— Short task —
Find every line with the string "React" in it, count them, and reply with that count only.
===== Stored data
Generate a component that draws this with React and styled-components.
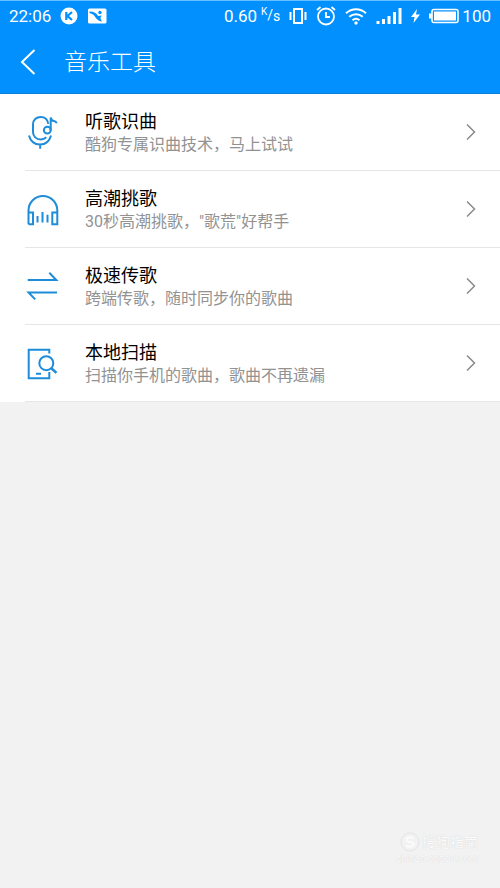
import React from 'react'
import styled, { createGlobalStyle } from 'styled-components'

const GlobalStyle = createGlobalStyle`
  body {
    margin: 0;
    background: #f2f2f2;
    font-family: Roboto, "Noto Sans CJK SC", sans-serif;
  }
`

const Page = styled.div`
  display: flex;
  flex-direction: column;
  min-height: 100vh;
`

const Header = styled.header`
  background: #0190fe;
  color: white;
  border-top: 1px solid #66bfff;
  border-bottom: 1px solid #0a80dc;
`

const StatusBar = styled.div`
  display: flex;
  justify-content: space-between;
  align-items: center;
  height: 30px;
  padding: 0 9px;
  font-size: 17px;
`

const StatusGroup = styled.div`
  display: flex;
  align-items: center;
  gap: ${({ $gap }) => $gap}px;

  & svg {
    display: block;
  }
`

const Speed = styled.span`
  display: flex;
  align-items: center;
  gap: 4px;
`

const Unit = styled.span`
  display: flex;
  font-size: 14px;
  line-height: 16px;

  & sup {
    font-size: 10px;
    line-height: 10px;
    vertical-align: top;
  }

  & sub {
    font-size: 14px;
    line-height: 18px;
    vertical-align: baseline;
  }
`

const TitleBar = styled.div`
  display: flex;
  align-items: center;
  height: 62px;
  padding-left: 18px;
  gap: 26px;
`

const BackButton = styled.button`
  display: flex;
  padding: 0;
  border: none;
  background: transparent;
  color: white;
  cursor: pointer;
`

const Title = styled.h1`
  margin: 0;
  padding-top: 1px;
  font-size: 23px;
  font-weight: 300;
  line-height: 32px;
`

const List = styled.ul`
  margin: 0;
  padding: 0 0 0 25px;
  list-style: none;
  background: white;
`

const ListItem = styled.li`
  border-bottom: 1px solid #e6e6e6;
`

const ItemLink = styled.a`
  display: flex;
  align-items: center;
  padding: 13px 23px 14px 0;
  color: #000;
  text-decoration: none;
`

const ItemIcon = styled.svg`
  flex: none;
  width: 34px;
  height: 34px;
  margin: 0 25px 0 1px;
  fill: none;
  stroke: #1e8cd8;
  stroke-width: 2;
`

const ItemText = styled.span`
  flex: 1;
  display: flex;
  flex-direction: column;
  padding-top: 3px;
`

const ItemName = styled.span`
  font-size: 18px;
  line-height: 24px;
`

const ItemInfo = styled.span`
  font-size: 16px;
  line-height: 22px;
  color: #929292;
`

const Watermark = styled.footer`
  display: flex;
  flex-direction: column;
  align-items: flex-end;
  margin-top: auto;
  padding: 0 22px 22px 0;
  color: #fbfbfb;
  font-size: 14px;
  line-height: 20px;
  text-shadow: 0 0 1px #ccc;
`

const Brand = styled.span`
  display: flex;
  align-items: center;
  gap: 2px;
`

const Site = styled.span`
  font-size: 10px;
  line-height: 14px;
`

const MicIcon = () => (
  <ItemIcon viewBox="0 0 34 34">
    <path d="M22.3 8.8C21.600 4.500 18.600 2 14.700 2 10.300 2 7 5 7 9.300v7.700c0 4.300 3.300 7.500 7.700 7.500 2.300 0 4.200-.8 5.600-2.200" />
    <circle cx="21.3" cy="15.2" r="3.4" />
    <path d="M24.7 15.2V2.500c.4 2.600 1.500 3.300 3.300 3.500 1.500.3 2.300 1 2.700 2.200" />
    <path d="M3 20.500c1.500 5.700 5.800 9 11 9s9.500-3.300 11-9M14.200 29.500v4.200" />
  </ItemIcon>
)

const HeadphonesIcon = () => (
  <ItemIcon viewBox="0 0 34 34">
    <path d="M2.500 32.300V18.500a14.400 14.600 0 0 1 28.800 0v13.800h-5V20.500h5M2.500 20.500H7v11.800H2.500" />
    <path d="M11.500 24v6.500M16.500 20v10.500M21.500 22.700v7.800" />
  </ItemIcon>
)

const TransferIcon = () => (
  <ItemIcon viewBox="0 0 34 34">
    <path d="M1.700 11h28.600L23.300 3.800M31 23.500H2.500l6.700 6.900" />
  </ItemIcon>
)

const ScanIcon = () => (
  <ItemIcon viewBox="0 0 34 34">
    <path d="M23.300 7.500V3.800H2.700v28.500h20.600V26M10 27.700h5" />
    <circle cx="20.300" cy="17.200" r="7" />
    <path d="M25.300 22.200l5.200 4.700" strokeWidth="2.600" />
  </ItemIcon>
)

const Arrow = () => (
  <svg width="12" height="18" viewBox="0 0 12 18" fill="none" stroke="#8a8a8a" strokeWidth="1.500">
    <path d="M2 1.500l7.500 7.500L2 16.500" />
  </svg>
)

const tools = [
  { name: '听歌识曲', info: '酷狗专属识曲技术，马上试试', Icon: MicIcon },
  { name: '高潮挑歌', info: '30秒高潮挑歌，"歌荒"好帮手', Icon: HeadphonesIcon },
  { name: '极速传歌', info: '跨端传歌，随时同步你的歌曲', Icon: TransferIcon },
  { name: '本地扫描', info: '扫描你手机的歌曲，歌曲不再遗漏', Icon: ScanIcon },
]

const PhoneStatus = () => (
  <StatusBar>
    <StatusGroup $gap={9}>
      <span>22:06</span>
      <svg width="18" height="18" viewBox="0 0 18 18">
        <circle cx="9" cy="9" r="8.500" fill="white" />
        <path d="M6.300 5v8M12 5L7.500 9l4.500 4" fill="none" stroke="#0190fe" strokeWidth="2.200" />
      </svg>
      <svg width="20" height="16" viewBox="0 0 20 16">
        <rect x="1" y="0.500" width="18.500" height="15" rx="1.500" fill="white" />
        <path d="M2.500 3.500c4.500 0 7 1.500 8.500 4.500l4-.5c-2 1.500-2 3 0 6-4.500-.5-6-3.500-7.500-5.500C6 6 4.500 5.500 2.500 5.200z" fill="#0190fe" />
        <circle cx="13" cy="4.500" r="1.700" fill="#0190fe" />
      </svg>
    </StatusGroup>
    <StatusGroup $gap={9}>
      <Speed>
        0.60
        <Unit><sup>K</sup>/<sub>s</sub></Unit>
      </Speed>
      <svg width="18" height="18" viewBox="0 0 18 18" fill="none" stroke="white" strokeWidth="2">
        <path d="M5 2h8v14H5zM1.500 5v8M16.500 5v8" />
      </svg>
      <svg width="20" height="20" viewBox="0 0 20 20" fill="none" stroke="white" strokeWidth="1.800">
        <circle cx="10" cy="10.500" r="8" />
        <path d="M10 6v5h4M1 4l3.500-3M19 4l-3.500-3" />
      </svg>
      <svg width="22" height="18" viewBox="0 0 22 18" fill="none" stroke="white" strokeWidth="2">
        <path d="M1 6.200c6-5.300 14-5.300 20 0M4.300 9.800c4-3.500 9.400-3.500 13.400 0M7.500 13.200c2.200-1.800 4.800-1.800 7 0" />
        <circle cx="11" cy="16" r="1.700" fill="white" stroke="none" />
      </svg>
      <svg width="26" height="16" viewBox="0 0 26 16" fill="none" stroke="white" strokeWidth="3">
        <path d="M2 16v-3M7.500 16v-5M13 16V8M18.500 16V4M24 16V0" />
      </svg>
      <svg width="9" height="14" viewBox="0 0 9 14" fill="white">
        <path d="M6 0L0 8h3.500L2.500 14 9 5.500H5z" />
      </svg>
      <StatusGroup $gap={3}>
        <svg width="30" height="16" viewBox="0 0 30 16">
          <rect x="3" y="1.500" width="26" height="13" rx="2" fill="none" stroke="white" strokeWidth="1.600" />
          <rect x="5" y="3.500" width="22" height="9" fill="white" />
          <path d="M0 5.500h2.500v5H0z" fill="white" />
        </svg>
        <span>100</span>
      </StatusGroup>
    </StatusGroup>
  </StatusBar>
)

const App = () => {
  return (
    <Page>
      <GlobalStyle />
      <Header>
        <PhoneStatus />
        <TitleBar>
          <BackButton aria-label="返回">
            <svg width="20" height="28" viewBox="0 0 20 28" fill="none" stroke="white" strokeWidth="2">
              <path d="M16.500 2L4 14l12.500 12" />
            </svg>
          </BackButton>
          <Title>音乐工具</Title>
        </TitleBar>
      </Header>
      <List>
        {tools.map(({ name, info, Icon }) => (
          <ListItem key={name}>
            <ItemLink href="#">
              <Icon />
              <ItemText>
                <ItemName>{name}</ItemName>
                <ItemInfo>{info}</ItemInfo>
              </ItemText>
              <Arrow />
            </ItemLink>
          </ListItem>
        ))}
      </List>
      <Watermark>
        <Brand>
          <svg width="20" height="20" viewBox="0 0 20 20" fill="none" stroke="#fbfbfb" strokeWidth="2">
            <circle cx="10" cy="10" r="9" stroke="#e4e4e4" strokeWidth="1" />
            <path d="M14 6.500c-2-1.500-7.500-1.500-7.500 1.300 0 3 7.500 1.400 7.500 4.400 0 2.800-6 2.800-8 1" />
          </svg>
          搜狗指南
        </Brand>
        <Site>zhinan.sogou.com</Site>
      </Watermark>
    </Page>
  )
}

export default App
==========
— Result of the exercise —
2